Couldn't you just put the fans on the high setting, hook them up to a cheap front mounted fan controller and Bob becomes you uncle?
 
Would like to know the answer to this too. Thinking of getting this case but am wondering how you control the fan speeds without opening the case and flicking the switches on each of them every time. Must confess I've never used a fan controller before so not sure how they work.
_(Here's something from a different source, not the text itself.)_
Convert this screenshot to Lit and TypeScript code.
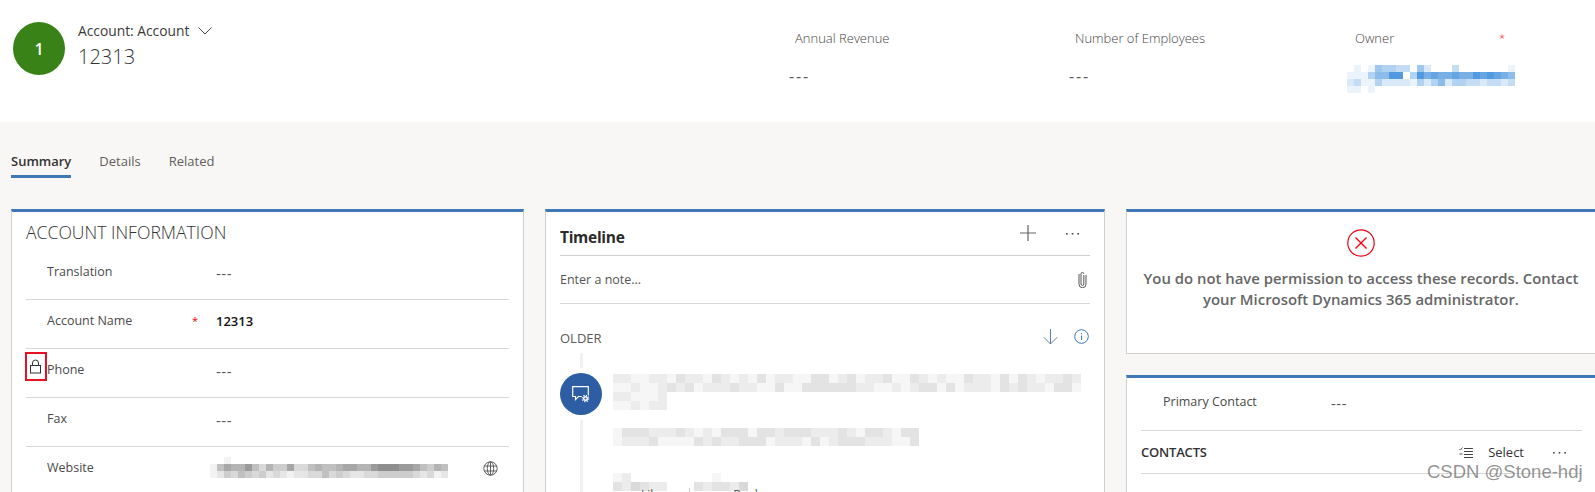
import { LitElement, html, css, svg } from "lit";
import { customElement } from "lit/decorators.js";

function seeded(seed: number) {
  let s = seed;
  return () => {
    s = (s * 9301 + 49297) % 233280;
    return s / 233280;
  };
}

function mosaic(cell: number, rows: string[], rgb: string, scale = 0.1) {
  const cols = Math.max(...rows.map((r) => r.length));
  return html`<svg class="mosaic" width=${cols * cell} height=${rows.length * cell} shape-rendering="crispEdges">
    ${rows.map((r, y) =>
      [...r].map((c, x) =>
        c === "." ? null : svg`<rect x=${x * cell} y=${y * cell} width=${cell} height=${cell} fill=${rgb} fill-opacity=${Number(c) * scale}></rect>`
      )
    )}
  </svg>`;
}

function noise(seed: number, cols: number, rows: number, lo: number, hi: number) {
  const r = seeded(seed);
  return Array.from({ length: rows }, () =>
    Array.from({ length: cols }, () => String(Math.floor(lo + r() * (hi - lo + 1)))).join("")
  );
}

const OWNER = [
  ".1.1544330520..3.......1",
  "111466990497877877989876",
  "231142222142462443323323",
  "11.1....................",
];
const WEBSITE = [
  "..1...............................",
  "1576685364473356556776689998875465",
  "1243543423212233534322334444432312",
];

const I = {
  chevron: html`<svg width="14" height="8" viewBox="0 0 14 8" fill="none" stroke="#444" stroke-width="1"><path d="M.5.5 7 7 13.5.5"/></svg>`,
  lock: html`<svg width="12" height="15" viewBox="0 0 12 15" fill="none" stroke="#333" stroke-width="1"><rect x=".5" y="6.5" width="10" height="7.5"/><path d="M2.5 6.500V4a3 3 0 0 1 6 0v2.500"/></svg>`,
  globe: html`<svg width="15" height="15" viewBox="0 0 15 15" fill="none" stroke="#606060" stroke-width="1"><circle cx="7.5" cy="7.5" r="6.7"/><ellipse cx="7.5" cy="7.5" rx="3.2" ry="6.7"/><path d="M1.2 5h12.6M1.2 10h12.6M7.5.8v13.4"/></svg>`,
  plus: html`<svg width="16" height="16" viewBox="0 0 16 16" stroke="#666" stroke-width="1.2"><path d="M0 8h16M8 0v16"/></svg>`,
  dots: html`<svg width="15" height="3" viewBox="0 0 15 3" fill="#444"><rect x="1" y="1" width="1.6" height="1.6"/><rect x="6.7" y="1" width="1.6" height="1.6"/><rect x="12.4" y="1" width="1.6" height="1.6"/></svg>`,
  clip: html`<svg width="9" height="17" viewBox="0 0 9 17" fill="none" stroke="#555" stroke-width="1"><path d="M5.800 4v9a1.400 1.400 0 0 1-2.800 0V2.800a1.400 1.400 0 0 1 2.800 0"/><path d="M8 4v9.200a3.500 3.500 0 0 1-7 0V3"/></svg>`,
  arrow: html`<svg width="15" height="16" viewBox="0 0 15 16" fill="none" stroke="#5f7d9c" stroke-width="1"><path d="M7.5 0v15M.7 8.200l6.800 6.800 6.800-6.800"/></svg>`,
  info: html`<svg width="15" height="15" viewBox="0 0 15 15" fill="none" stroke="#3a78c2" stroke-width="1"><circle cx="7.5" cy="7.5" r="6.8"/><path d="M7.5 6.500V11M7.500 4v1.200"/></svg>`,
  chat: html`<svg width="18" height="17" viewBox="0 0 18 17" fill="none"><path d="M.7.7h15.600v9.800H6.500L3.500 13.500v-3H.7z" stroke="#fff" stroke-width="1.200"/><circle cx="13.500" cy="12.500" r="4.200" fill="#2d5da3"/><circle cx="13.500" cy="12.500" r="1.800" stroke="#fff" stroke-width="1.400"/><circle cx="13.500" cy="12.500" r="3.200" stroke="#fff" stroke-width="1.200" stroke-dasharray="1.200 1.300"/></svg>`,
  error: html`<svg width="28" height="28" viewBox="0 0 28 28" fill="none" stroke="#f00010" stroke-width="1.200"><circle cx="14" cy="14" r="13.200"/><path d="M8.500 8.500l11 11M19.500 8.500l-11 11" stroke-width="1.400"/></svg>`,
  list: html`<svg width="14" height="11" viewBox="0 0 14 11" fill="none" stroke="#444" stroke-width="1"><path d="M5 1.500h9M5 4.500h9M5 7.500h9M5 10.500h9"/><path d="M.5 2l1 1 2-2.500M.5 7h3" stroke-width=".9"/></svg>`,
  like: html`<svg width="13" height="6" viewBox="0 0 13 6" fill="none" stroke="#555"><path d="M1 .5c3 4 8 4 11 0"/></svg>`,
  reply: html`<svg width="13" height="6" viewBox="0 0 13 6" fill="none" stroke="#555"><path d="M11 .5 6 5"/></svg>`,
};

@customElement("app-root")
export class AppRoot extends LitElement {
  static styles = css`
    :host {
      display: block;
      width: 100%;
      height: 492px;
      overflow: hidden;
      position: relative;
      background: #f8f7f5;
      font-family: "Open Sans", "Noto Sans", sans-serif;
      color: #333;
    }
    svg { display: block; flex: none; }
    .header {
      height: 122px;
      background: #fff;
      display: grid;
      grid-template-columns: 789px 280px 278px 1fr;
    }
    .identity {
      display: flex;
      align-items: flex-start;
      gap: 13px;
      padding: 22px 0 0 13px;
    }
    .avatar {
      width: 52px;
      height: 53px;
      border-radius: 50%;
      background: #388217;
      color: #fff;
      font-size: 16px;
      font-weight: 600;
      display: flex;
      align-items: center;
      justify-content: center;
    }
    .entity {
      display: flex;
      align-items: center;
      gap: 9px;
      font-size: 13.8px;
      line-height: 18px;
      color: #3a3a3a;
    }
    .name {
      font-size: 20px;
      font-weight: 300;
      line-height: 28px;
      color: #333;
      margin-top: 3px;
    }
    .field { padding-top: 29px; }
    .field-label {
      font-size: 13px;
      font-weight: 300;
      line-height: 18px;
      color: #444;
      padding-left: 6px;
    }
    .field-value {
      font-size: 16px;
      letter-spacing: 1.8px;
      line-height: 18px;
      margin-top: 20px;
      color: #555;
    }
    .field.owner .field-label {
      display: flex;
      justify-content: space-between;
      width: 150px;
      padding-left: 8px;
    }
    .owner .blob { margin-top: 18px; }
    .star { color: #e00; font-size: 11px; }
    .tabs {
      display: flex;
      gap: 28px;
      height: 87px;
      padding: 30px 0 0 11px;
      box-sizing: border-box;
    }
    .tab {
      font-size: 13px;
      line-height: 18px;
      color: #605e5c;
      height: 26px;
      box-sizing: border-box;
    }
    .tab.active {
      color: #333;
      font-weight: 600;
      border-bottom: 3px solid #3f78b6;
    }
    .board {
      display: grid;
      grid-template-columns: 513px 560px 1fr;
      gap: 21px;
      padding-left: 11px;
      align-items: start;
    }
    .card {
      background: #fff;
      border: 1px solid #cfcfcf;
      border-top: 3px solid #3f78b6;
      box-sizing: border-box;
    }
    .info-card { height: 300px; padding: 0 14px; }
    .info-title {
      font-size: 17.6px;
      font-weight: 300;
      line-height: 24px;
      padding-top: 8px;
      height: 39px;
      box-sizing: border-box;
      color: #333;
    }
    .row {
      display: grid;
      grid-template-columns: 21px 145px 24px 1fr auto;
      height: 49px;
      box-sizing: border-box;
      border-bottom: 1px solid #d8d8d8;
      align-items: start;
      padding-right: 11px;
    }
    .row:last-child { border-bottom: none; }
    .row-label { line-height: 18px; padding-top: 12px; color: #4a4a4a; font-size: 12.5px; }
    .row-star { line-height: 18px; padding-top: 10px; }
    .row-value { line-height: 18px; padding-top: 13px; color: #555; font-size: 15px; letter-spacing: 0.5px; }
    .row-value.strong { color: #111; font-weight: 600; font-size: 13px; letter-spacing: 0; padding-top: 12px; }
    .lockbox {
      box-sizing: border-box;
      width: 22px;
      height: 29px;
      margin: 3px 0 0 -1px;
      border: 2px solid #e81123;
      display: flex;
      align-items: center;
      justify-content: center;
    }
    .web-blob { padding-top: 10px; margin-left: -6px; }
    .globe { padding-top: 14px; }
    .timeline-card { height: 300px; padding: 0 14px; overflow: hidden; }
    .tl-head {
      display: flex;
      align-items: center;
      height: 43px;
      border-bottom: 1px solid #cfcfcf;
      padding-right: 10px;
    }
    .tl-title { font-size: 15.5px; font-weight: 700; color: #2b2b2b; flex: 1; letter-spacing: -0.3px; padding-top: 6px; }
    .tl-actions { display: flex; align-items: center; gap: 29px; margin-top: -1px; }
    .note {
      height: 48px;
      box-sizing: border-box;
      display: flex;
      align-items: center;
      justify-content: space-between;
      border-bottom: 1px solid #d8d8d8;
      font-size: 12.5px;
      color: #555;
      padding-right: 3px;
    }
    .older {
      display: flex;
      align-items: center;
      height: 49px;
      padding-top: 19px;
      box-sizing: border-box;
      font-size: 13px;
      color: #5a5a5a;
    }
    .older span { flex: 1; }
    .older-icons { display: flex; gap: 16px; padding-right: 1px; margin-top: -2px; }
    .entry {
      display: grid;
      grid-template-columns: 42px 1fr;
      column-gap: 11px;
    }
    .rail {
      display: flex;
      flex-direction: column;
      align-items: center;
      gap: 5px;
    }
    .rail-line { width: 3px; background: #f0f0f0; }
    .rail-line.top { height: 15px; }
    .rail-line.bottom { height: 90px; }
    .bubble {
      width: 42px;
      height: 42px;
      border-radius: 50%;
      background: #2d5da3;
      display: flex;
      align-items: center;
      justify-content: center;
    }
    .post { padding-top: 21px; display: flex; flex-direction: column; }
    .post .gap1 { height: 18px; }
    .post .gap2 { height: 27px; }
    .actions { display: flex; gap: 27px; position: relative; }
    .peek {
      position: absolute;
      top: 14px;
      left: 5px;
      display: flex;
      align-items: center;
      gap: 10px;
      font-size: 12px;
      line-height: 16px;
      color: #555;
    }
    .peek .sep { width: 1px; height: 14px; background: #ccc; margin: 0 10px 0 16px; }
    .right-col { display: flex; flex-direction: column; gap: 21px; }
    .denied {
      height: 145px;
      border-right: none;
      display: flex;
      flex-direction: column;
      align-items: center;
      padding-top: 17px;
    }
    .denied-text {
      font-size: 14.9px;
      font-weight: 600;
      line-height: 21px;
      color: #666;
      text-align: center;
      margin-top: 11px;
      width: 445px;
    }
    .contacts { height: 200px; border-right: none; padding: 0 13px 0 14px; }
    .contact-row {
      display: grid;
      grid-template-columns: 168px 1fr;
      height: 53px;
      box-sizing: border-box;
      border-bottom: 1px solid #d8d8d8;
      padding: 15px 0 0 22px;
      font-size: 12.5px;
      line-height: 18px;
      color: #4a4a4a;
    }
    .contact-row .val { font-size: 15px; letter-spacing: 0.5px; padding-top: 1px; color: #555; }
    .sub-head {
      display: flex;
      align-items: center;
      height: 43px;
      border-bottom: 1px solid #d8d8d8;
      font-size: 13px;
      padding-right: 15px;
      box-sizing: border-box;
    }
    .sub-title { flex: 1; font-weight: 600; color: #333; letter-spacing: -0.2px; }
    .sub-select { font-size: 13px; margin: 0 28px 0 15px; color: #333; }
    .watermark {
      position: absolute;
      left: 1427px;
      top: 461px;
      font-family: "Liberation Sans", Arial, sans-serif;
      font-size: 18.5px;
      line-height: 22px;
      color: rgba(100, 100, 100, 0.7);
      white-space: nowrap;
    }
  `;

  private row(label: string, value: unknown, opts: { star?: boolean; lock?: boolean; strong?: boolean } = {}) {
    return html`<div class="row">
      <div>${opts.lock ? html`<div class="lockbox">${I.lock}</div>` : null}</div>
      <div class="row-label">${label}</div>
      <div class="row-star">${opts.star ? html`<span class="star">*</span>` : null}</div>
      <div class="row-value ${opts.strong ? "strong" : ""}">${value}</div>
      <div class="globe"></div>
    </div>`;
  }

  render() {
    return html`
      <header class="header">
        <div class="identity">
          <div class="avatar">1</div>
          <div>
            <div class="entity">Account: Account ${I.chevron}</div>
            <div class="name">12313</div>
          </div>
        </div>
        <div class="field"><div class="field-label">Annual Revenue</div><div class="field-value">---</div></div>
        <div class="field"><div class="field-label">Number of Employees</div><div class="field-value">---</div></div>
        <div class="field owner">
          <div class="field-label"><span>Owner</span><span class="star">*</span></div>
          <div class="blob">${mosaic(7, OWNER, "#3f8fdc")}</div>
        </div>
      </header>
      <nav class="tabs">
        <div class="tab active">Summary</div>
        <div class="tab">Details</div>
        <div class="tab">Related</div>
      </nav>
      <main class="board">
        <section class="card info-card">
          <div class="info-title">ACCOUNT INFORMATION</div>
          ${this.row("Translation", "---")}
          ${this.row("Account Name", "12313", { star: true, strong: true })}
          ${this.row("Phone", "---", { lock: true })}
          ${this.row("Fax", "---")}
          <div class="row">
            <div></div>
            <div class="row-label">Website</div>
            <div></div>
            <div class="web-blob">${mosaic(7, WEBSITE, "#6b6b6b", 0.085)}</div>
            <div class="globe">${I.globe}</div>
          </div>
        </section>
        <section class="card timeline-card">
          <div class="tl-head">
            <div class="tl-title">Timeline</div>
            <div class="tl-actions">${I.plus}${I.dots}</div>
          </div>
          <div class="note"><span>Enter a note...</span>${I.clip}</div>
          <div class="older">
            <span>OLDER</span>
            <div class="older-icons">${I.arrow}${I.info}</div>
          </div>
          <div class="entry">
            <div class="rail">
              <div class="rail-line top"></div>
              <div class="bubble">${I.chat}</div>
              <div class="rail-line bottom"></div>
            </div>
            <div class="post">
              ${mosaic(9, [...noise(7, 52, 2, 1, 3), ...noise(11, 6, 2, 1, 2)], "#7a7a7a", 0.07)}
              <div class="gap1"></div>
              ${mosaic(9, noise(23, 34, 2, 1, 3), "#7a7a7a", 0.07)}
              <div class="gap2"></div>
              <div class="actions">
                <div class="peek">${I.like}<span>Like</span><span class="sep"></span>${I.reply}<span>Reply</span></div>
                ${mosaic(9, ["12....", "324322"], "#8a8a8a", 0.08)}
                ${mosaic(9, ["..1...", "323324"], "#8a8a8a", 0.08)}
              </div>
            </div>
          </div>
        </section>
        <div class="right-col">
          <section class="card denied">
            ${I.error}
            <div class="denied-text">You do not have permission to access these records. Contact your Microsoft Dynamics 365 administrator.</div>
          </section>
          <section class="card contacts">
            <div class="contact-row"><div>Primary Contact</div><div class="val">---</div></div>
            <div class="sub-head">
              <div class="sub-title">CONTACTS</div>
              ${I.list}
              <div class="sub-select">Select</div>
              ${I.dots}
            </div>
          </section>
        </div>
      </main>
      <div class="watermark">CSDN @Stone-hdj</div>
    `;
  }
}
Do you plug the fans molex's into the controller or something?
 
you could try using a program called speedfan? it may allow you to slow the fan speeds down.
as for the fan controller option it may be abit of a difficulty as i believe most fan controllers are 3pin while the fans in the Antec 900 is 4 pin Molex (the Harddrive and CD-ROM type power connector).
You could convert the 4pin to 3pin but even then i think theres usually a limit to the Wattage rating each channel (each knob on the controller) can take and i doubt you could get a fan controller to deal with the big 20CM fan on the top.
 
I too have wondered weither fan controllers work with molex connectors,

But i believe speedfan would only work if the fans are 3 pin and plugged into the motherboard right?
 
Dan2kx said:
I too have wondered weither fan controllers work with molex connectors,

But i believe speedfan would only work if the fans are 3 pin and plugged into the motherboard right?
doh, i think your right it wont detect the fans if there just going thru standard pin molex connections.
 
Unfortunately, you're not actually going to achieve much with a fan controller. What the 3-position fan switch does is set the fan to 12, 7 or 5V. Below 5V, the fan won't start. The fan controllers you can buy all just have a potentiometer that varies the fan voltage between 5V and 12V, so you just get the same effect in the end although you would be able to select voltages in between 12V and 7V and 7V and 5V.
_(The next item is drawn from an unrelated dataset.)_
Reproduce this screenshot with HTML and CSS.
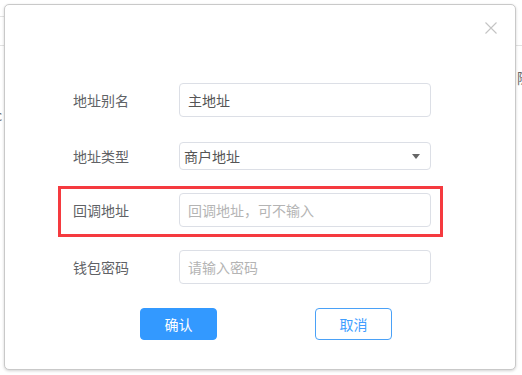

What you need is a PWM fan controller like this one my Dad made for me from plans I found here.

PWM1.jpg


I have cunningly made the adjuster spindle spacing so that I can drill 2 holes in the centre of a blanking plate and then build another one to give me 4 fans. Drill 2 holes outside the first 2 and I can mount the two side by side.

The only downside to it is that because it's a low frequency PWM controller, it does tend to 'growl' a bit when the fans is running REALLY slowly (like 20-50rpm) but we're currently building a high frequency one which gets round that problem with 4-pin fans.

The parts cost me less than £12 from a large high street electronics store, and once Dad had corrected all the errors in the article it didn't actually take that long to build.